Elixir, Erlang, and really just the BEAM has a feature called "Observer". It's fun showing it to people new to Elixir because it's just so cool! It's a WxWidgets graphical interface that connects in realtime to a running Erlang node and lets you "observe" what's going on. It has some limited ability to modify things as well, most notably you can kill running processes. This can help when something is misbehaving or you just want to play "chaos monkey" and kill parts of the system to see how it recovers.
This picture shows a process tree for the application. Using this I can inspect individual processes or even kill them!
One very cool way to run Observer is to run it on your local machine (which has the ability to display the UI) and connect to a production server (with no windowing UI available) and "observe" it from a distance. So yeah... have a problem in production? Not sure what's going on? You can tunnel in, crack the lid and poke, prod, and peek around to see what's going on.
The Fly platform makes it easy to do this for your own applications!
What We Will Do
Fly.io natively supports WireGuard, Jason Donenfeld’s amazing VPN protocol. If you’ve ever lost hours of your life trying to set up an IPSec VPN, you’ll be blown away by how easy WireGuard is. It’s so flexible and performant that Fly uses it as our network fabric. And it’s supported on every major platform, including macOS, iOS, Windows, and Linux. What that means for you is that if your app runs on Fly, you can open a secure, private, direct connection from your dev machine to your production network, in less time than it took me to write this paragraph. Cool, right?
This is what we're going to do.
We will bring up a secure WireGuard tunnel that links to your servers on Fly. In this graphic, there are two
my_app Elixir nodes clustered together running on Fly.
From the local machine, we can open an
IEx terminal configured to join that cluster of remote Elixir nodes. Our local machine supports running Observer and drawing the UI. We use our local observer to talk to the remote nodes in the cluster!
Making It Happen
To test this out, I follow this guide and apply the changes to the multi-region Tic-Tac-Toe game created here. The github repo for the project is here.
Here's what we do:
- Configure an Elixir release to use a cookie value we provide.

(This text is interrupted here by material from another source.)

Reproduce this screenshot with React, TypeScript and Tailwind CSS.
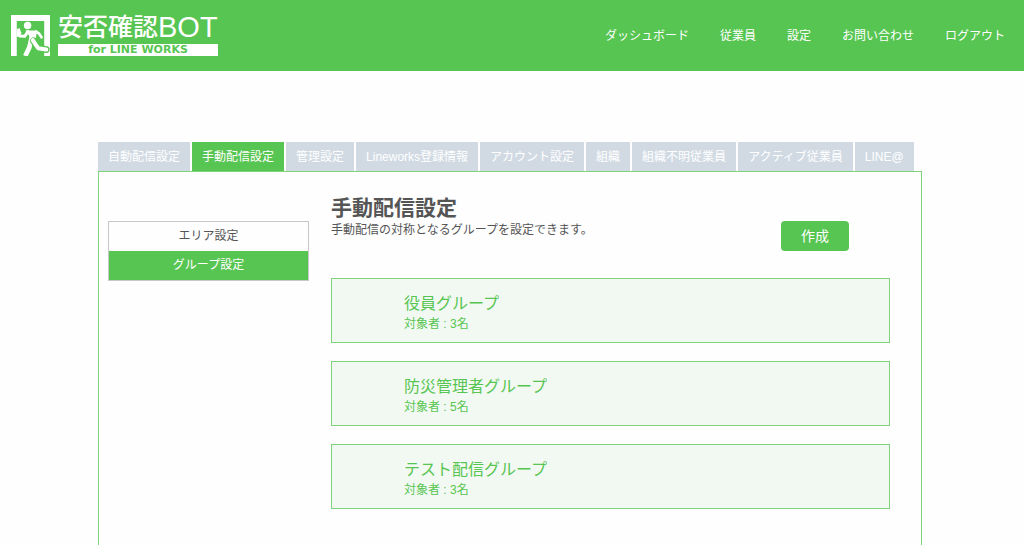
const navItems = ['ダッシュボード', '従業員', '設定', 'お問い合わせ', 'ログアウト'];

const tabs = [
  '自動配信設定',
  '手動配信設定',
  '管理設定',
  'Lineworks登録情報',
  'アカウント設定',
  '組織',
  '組織不明従業員',
  'アクティブ従業員',
  'LINE@',
];

const groups = [
  { name: '役員グループ', count: 3 },
  { name: '防災管理者グループ', count: 5 },
  { name: 'テスト配信グループ', count: 3 },
];

function ExitIcon() {
  return (
    <svg viewBox="0 0 115 121" className="h-[41px] w-[39px]" aria-hidden="true">
      <path d="M0 0H115V121H0Z" fill="#fff" />
      <path d="M17 18H98V121H17Z" fill="#57c551" />
      <path d="M17 42L25 38L31 54L22 64H17Z" fill="#fff" />
      <circle cx="49" cy="31" r="11" fill="#fff" />
      <path d="M42 46H78L70 80L52 82L54 62Z" fill="#fff" />
      <g fill="none" stroke="#fff" strokeLinecap="round" strokeLinejoin="round">
        <path d="M50 49L40 63L26 62" strokeWidth="9" />
        <path d="M74 49L82 54L90 66" strokeWidth="8" />
        <path d="M59 76L54 96L42 121" strokeWidth="14" strokeLinecap="butt" />
        <path d="M66 76L80 98L104 102" strokeWidth="20" stroke="#57c551" />
        <path d="M64 74L80 98L104 102" strokeWidth="12" />
      </g>
    </svg>
  );
}

function Logo() {
  return (
    <a href="#" className="flex gap-2 text-white">
      <ExitIcon />
      <div className="w-[160px]">
        <div className="flex h-[29px] items-center pb-1 text-[25px] leading-[25px] font-medium whitespace-nowrap">
          <span>安否確認</span>
          <span className="text-[29px] font-normal">BOT</span>
        </div>
        <div className="h-3 bg-white text-center font-['DejaVu_Sans'] text-[11px] leading-3 font-bold text-[#57c551]">
          for LINE WORKS
        </div>
      </div>
    </a>
  );
}

export default function App() {
  return (
    <div className="flex min-h-screen flex-col bg-[#fefefe] font-['Liberation_Sans','Noto_Sans_CJK_JP',sans-serif] text-[12px] text-[#555]">
      {/* Header */}
      <header className="flex h-[71px] items-center justify-between bg-[#57c551] pr-[19px] pl-[11px]">
        <Logo />
        <nav className="flex gap-[31px] pt-px text-white">
          {navItems.map((item) => (
            <a key={item} href="#" className="whitespace-nowrap">
              {item}
            </a>
          ))}
        </nav>
      </header>

      <main className="flex flex-1 flex-col pt-[71px] pr-[102px] pl-[98px]">
        {/* Tabs */}
        <nav className="flex gap-0.5">
          {tabs.map((tab) => (
            <a
              key={tab}
              href="#"
              className={`px-2.5 pt-[5px] pb-1 leading-5 whitespace-nowrap text-white ${
                tab === '手動配信設定' ? 'bg-[#57c551]' : 'bg-[#d1dae3]'
              }`}
            >
              {tab}
            </a>
          ))}
        </nav>

        <div className="flex flex-1 items-start gap-[22px] border-x border-t border-[#7fd37a] pr-[31px] pl-[9px]">
          {/* Side menu */}
          <ul className="mt-[49px] w-[201px] shrink-0 border border-[#c8c8c8] text-center leading-[29px]">
            <li>
              <a href="#" className="block">
                エリア設定
              </a>
            </li>
            <li>
              <a href="#" className="block bg-[#57c551] text-white">
                グループ設定
              </a>
            </li>
          </ul>

          <section className="flex-1 pt-[23px] pb-8">
            <div className="mb-[27px] flex justify-between">
              <div>
                <h1 className="text-[21px] leading-[25px] font-bold">手動配信設定</h1>
                <p className="leading-5">手動配信の対称となるグループを設定できます。</p>
              </div>
              <button
                type="button"
                className="mt-[26px] mr-[41px] rounded bg-[#57c551] px-5 text-[14px] leading-[30px] text-white"
              >
                作成
              </button>
            </div>

            {/* Groups */}
            <ul className="flex flex-col gap-[18px]">
              {groups.map((group) => (
                <li
                  key={group.name}
                  className="border border-[#7fd37a] bg-[#f2f9f3] pt-[15px] pb-2 pl-[72px] text-[#57c551]"
                >
                  <h2 className="text-[16px] leading-5">{group.name}</h2>
                  <p className="leading-5">対象者 : {group.count}名</p>
                </li>
              ))}
            </ul>
          </section>
        </div>
      </main>
    </div>
  );
}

- Setup WireGuard for Fly. This is a VPN technology that let's us directly connect to the production private network.
- Create a simple script to launch Observer for us.
- Launch Observer and explore!
Again, follow the guide here for a step-by-step breakdown of how to do it for your project.

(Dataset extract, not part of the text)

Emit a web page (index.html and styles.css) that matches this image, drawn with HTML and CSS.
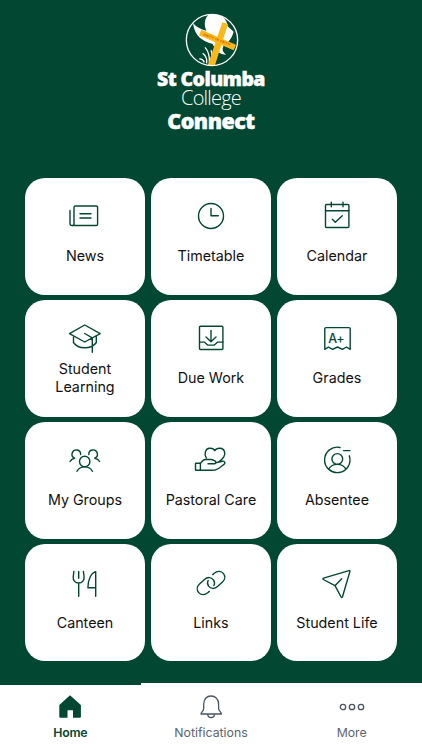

When Elixir nodes are clustered together and running in different regions, Observer can connect to any node in the cluster.
After making the changes to the TicTac project and deploying it to multiple regions, let's see what it looks like.
... Instances ID VERSION REGION DESIRED STATUS HEALTH CHECKS RESTARTS CREATED 79510f86 17 fra run running 1 total, 1 passing 0 23m39s ago df93ea35 17 lax(B) run running 1 total, 1 passing 0 24m3s ago
I have the game scaled out to two regions. One is running in
fra (Frankfurt, Germany) and the other is running in
lax (Los Angeles, California (US)).
When I open Observer locally, I see two remote instances of
Exploring My App
I start playing a game on the web and use Observer to browse around and find the game. It's highlighted in blue and linked from
Using Observer, I can double-click the selected game process and even view the GenServer's state. This gives a snapshot of the state at the time I double-clicked it. I highlighted in yellow some interesting parts of the game state.
If you're wondering why the state data looks strange (at least different from Elixir), it's because that's the Erlang representation of those data types.
Playing Chaos Monkey
Something fun you can do with Observer is identify processes, inspect them, and even kill them. This can help when something is misbehaving and you want to see more about what's going on. This can also help you test how your system recovers from unexpected failures.
I've already identified the running game process. By right-clicking it I see I have the option to "kill" it. What will happen when a game server dies?
After killing the game process, I see that a new process was immediately started. How can I tell? The PID (Process ID) value is different.
So, it looks like my system isolates the damage in that no other running games are impacted when one crashes. Yay! My system stays up and running!
From the user's perspective playing the game, it's not so graceful. The player is able to recover but it requires them to reload their page or restart the game joining processing. I see that my UX can be improved to make crash recovery better for the user.
That was a productive experiment!
Now You Try
Deploy a Phoenix application to Fly, setup your WireGuard VPN, and start observing your app in production!